Google DeepMind Cuts Web Agent Failures by 10 Percentage Points
The hard problem in long-horizon agent design isn't getting started — it's staying on track.

image from FLUX 2.0 Pro
The hard problem in long-horizon agent design isn't getting started — it's staying on track. Web navigation agents routinely set off toward a goal, encounter something unexpected halfway through, and quietly veer into failure without any visible signal that they've lost the thread. A preprint posted to arXiv on March 20 from five researchers at Google DeepMind names this failure mode explicitly — and proposes two separate mechanisms for fighting it.
The paper, authored by Taiyi Wang, Sian Gooding, Florian Hartmann, Oriana Riva, and Edward Grefenstette, introduces what they call a subgoal-driven framework. It's really two separate tools bundled under a common argument: one for improving proprietary models at inference time, another for training open models via reinforcement learning. The distinction matters because these aren't interchangeable — they solve different parts of the same problem at different points in the pipeline.

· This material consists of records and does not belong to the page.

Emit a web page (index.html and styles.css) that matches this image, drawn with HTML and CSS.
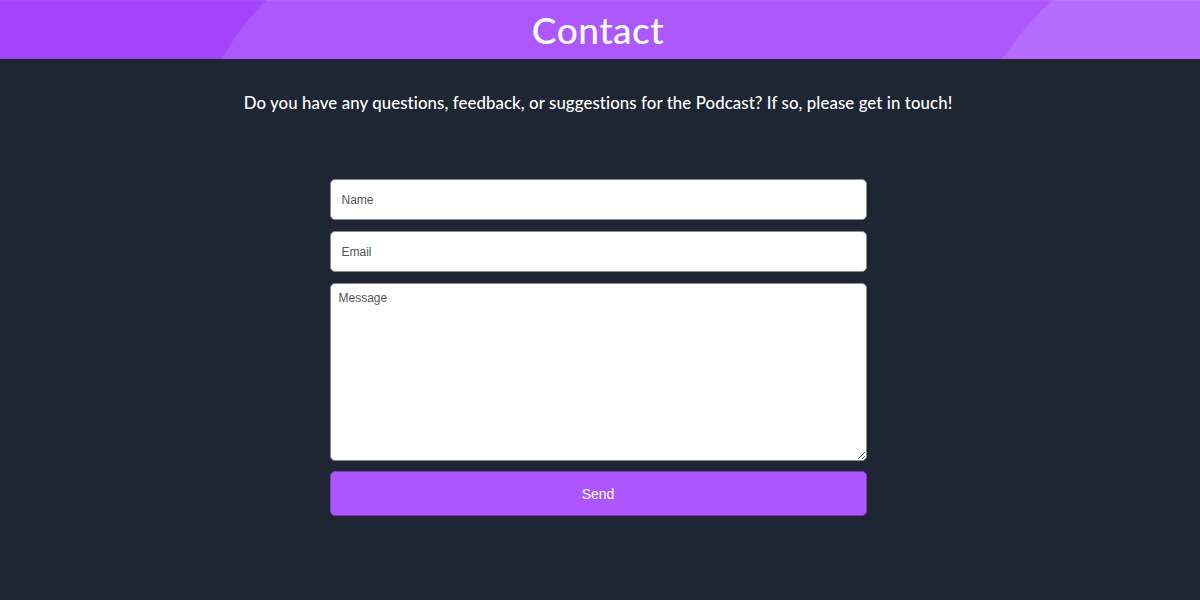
FILE: index.html
```html
<!DOCTYPE html>
<html>
<head>
<meta charset="utf-8">
<link rel="stylesheet" href="styles.css">
</head>
<body>
<header class="hero">
  <svg class="hero-bg" viewBox="0 0 1200 59" preserveAspectRatio="none" aria-hidden="true">
    <rect x="0" y="0" width="1200" height="59" fill="#a443fe"/>
    <path d="M267 0 Q240 25 222 59 L1200 59 L1200 0 Z" fill="#ad58fe"/>
    <path d="M1053 0 Q1025 25 1002 59 L1200 59 L1200 0 Z" fill="#b46bfe"/>
    <rect x="0" y="0" width="1200" height="1" fill="#ffffff" fill-opacity="0.08"/>
  </svg>
  <h1 class="title">Contact</h1>
</header>
<main class="content">
  <p class="intro">Do you have any questions, feedback, or suggestions for the Podcast? If so, please get in touch!</p>
  <form class="form">
    <input class="field" type="text" placeholder="Name">
    <input class="field" type="email" placeholder="Email">
    <textarea class="field area" placeholder="Message"></textarea>
    <button class="send" type="button">Send</button>
  </form>
</main>
</body>
</html>
```
FILE: styles.css
```css
html, body {
  margin: 0;
  padding: 0;
  background: #1f2633;
  height: 100%;
}
body {
  font-family: Lato, "Noto Sans", sans-serif;
  color: #fff;
}
.hero {
  position: relative;
  height: 59px;
  display: flex;
  align-items: center;
  justify-content: center;
  padding-right: 4px;
  overflow: hidden;
}
.hero-bg {
  position: absolute;
  inset: 0;
  width: 100%;
  height: 100%;
}
.title {
  position: relative;
  margin: 0;
  font-family: Lato, "Noto Sans", sans-serif;
  font-weight: 500;
  font-size: 37px;
  letter-spacing: 0.5px;
  color: #fff;
  line-height: 1;
}
.content {
  display: flex;
  flex-direction: column;
  align-items: center;
  padding-right: 4px;
}
.intro {
  margin: 33px 0 0;
  font-size: 16.8px;
  font-weight: 500;
  letter-spacing: 0.1px;
  line-height: 22px;
}
.form {
  margin-top: 65px;
  width: 537px;
  display: flex;
  flex-direction: column;
  gap: 11px;
}
.field {
  box-sizing: border-box;
  height: 41px;
  width: 100%;
  margin: 0;
  border: 1px solid #888c93;
  border-radius: 5px;
  background: #fff;
  padding: 0 11px;
  font-family: "Liberation Sans", Arial, sans-serif;
  font-size: 12px;
  color: #333;
}
.field::placeholder {
  color: #555;
}
.area {
  height: 178px;
  padding: 7px 8px;
  resize: vertical;
}
.send {
  height: 45px;
  margin-top: -1px;
  border: 1px solid #7d3bb8;
  border-radius: 5px;
  background: #ad55fe;
  color: #fff;
  font-family: "Liberation Sans", Arial, sans-serif;
  font-size: 14px;
  cursor: pointer;
}
```
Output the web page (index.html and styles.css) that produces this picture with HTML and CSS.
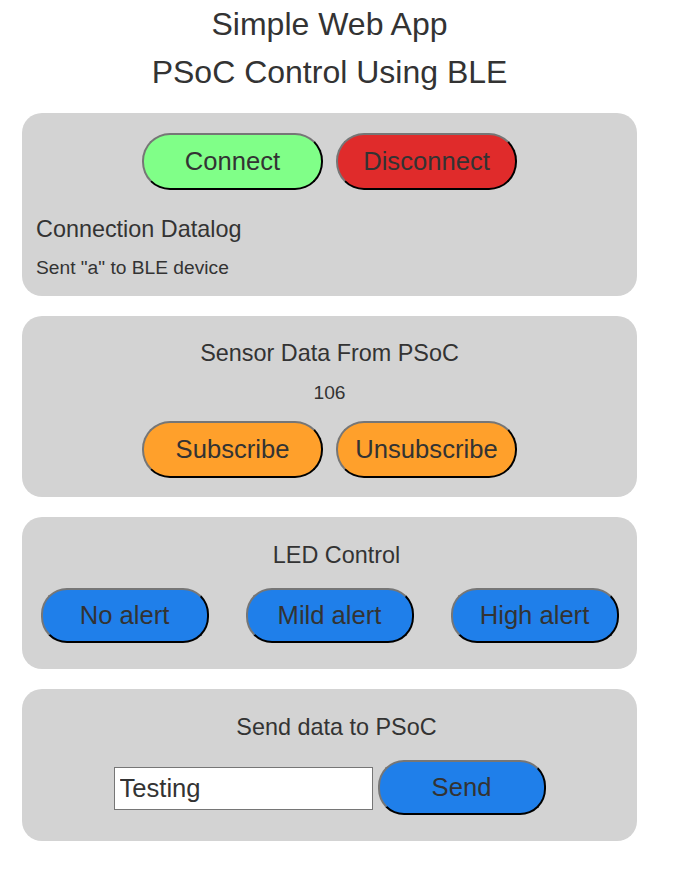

The inference-time piece uses a planner model to decompose the final goal into subgoals in real time. When the agent gets new information — a dynamic page load, an unexpected form, a redirect — the planner reorients rather than letting the agent drift. The researchers tested this against Gemini (Google DeepMind's proprietary large language model) on WebArena-Lite, a benchmark for autonomous web navigation tasks. The result is roughly a 10 percentage point absolute improvement in success rate. That's not a trivial lift, but it's also not something you can replicate unless you're running Gemini; this technique is explicitly designed around proprietary model access.
The open-model story is different, and more interesting to anyone who ships agent infrastructure. The researchers introduce MiRA — short for Milestoning your Reinforcement Learning Enhanced Agent — an offline RL fine-tuning framework that replaces sparse end-task rewards with milestone-based dense rewards. The idea is simple enough: if the agent only gets a signal when it succeeds or fails the whole task, it has very little information about which steps mattered. Milestone rewards inject signals at intermediate checkpoints, giving the training process something to work with across the full action sequence.
Applied to Gemma3-12B, Google DeepMind's open-weights model, MiRA pushes the success rate from 6.4% to 43.0% on WebArena-Lite. That's a substantial jump. The paper benchmarks against WebRL (38.4%) from Tsinghua University's THUDM group and frames the result as a new open-model state of the art — but WebAgent-R1, from an Amazon team accepted at EMNLP 2025, hit 44.8% on the same WebArena-Lite benchmark using a Llama-3.1-8B model. That result appears in the paper's related work section, not its headline comparison. At 43.0%, MiRA sits below WebAgent-R1; the SOTA framing depends on what you count as a comparable baseline — different training data, different base models, different conditions. WebRL's code is open-source on GitHub; MiRA's is not.
The failure analysis embedded in the paper is arguably its most durable contribution. The researchers quantify specific failure modes by name — "mid-task stuck" patterns where agents stop making progress on subgoals — and show that roughly 50 percent of Gemini-2.5-Pro failures without the subgoal framework fall into this category, with over 30 percent observed even for SFT Gemma-12B. Having a named taxonomy for how agents fail is more useful for practitioners than a benchmark number, because it's actionable regardless of what model you're running. "My agent hits mid-task-stuck patterns" is something you can debug. "My agent doesn't score 43% on WebArena-Lite" isn't.
For context on where this sits in the broader deployment picture: Google DeepMind launched its Gemini 2.5 Computer Use model in October 2025, which powers Project Mariner (a web agent product) and several Firebase tooling integrations. That model scores around 75 percent on aggregate UI task benchmarks — but drops to 36 percent on open-ended web navigation tasks like the ones WebArena-Lite targets. The inference-time subgoal technique in this paper is directly relevant to closing that gap in production systems.
What's missing is code. The WebRL baseline they're competing against has a public repository. This paper does not. For the MiRA technique to move from interesting academic result to usable infrastructure, Google DeepMind would need to release training code, model weights, or both. The Gemma3-12B base is open, but fine-tuning MiRA requires the milestone-based reward pipeline, which currently lives only in a preprint.
The subgoal decomposition contribution for proprietary models is immediately useful to anyone running Gemini in an agentic context — and Google is almost certainly already deploying a version of this internally. The RL training contribution for open models is promising but not yet reproducible. That's an honest summary of where the infrastructure actually stands.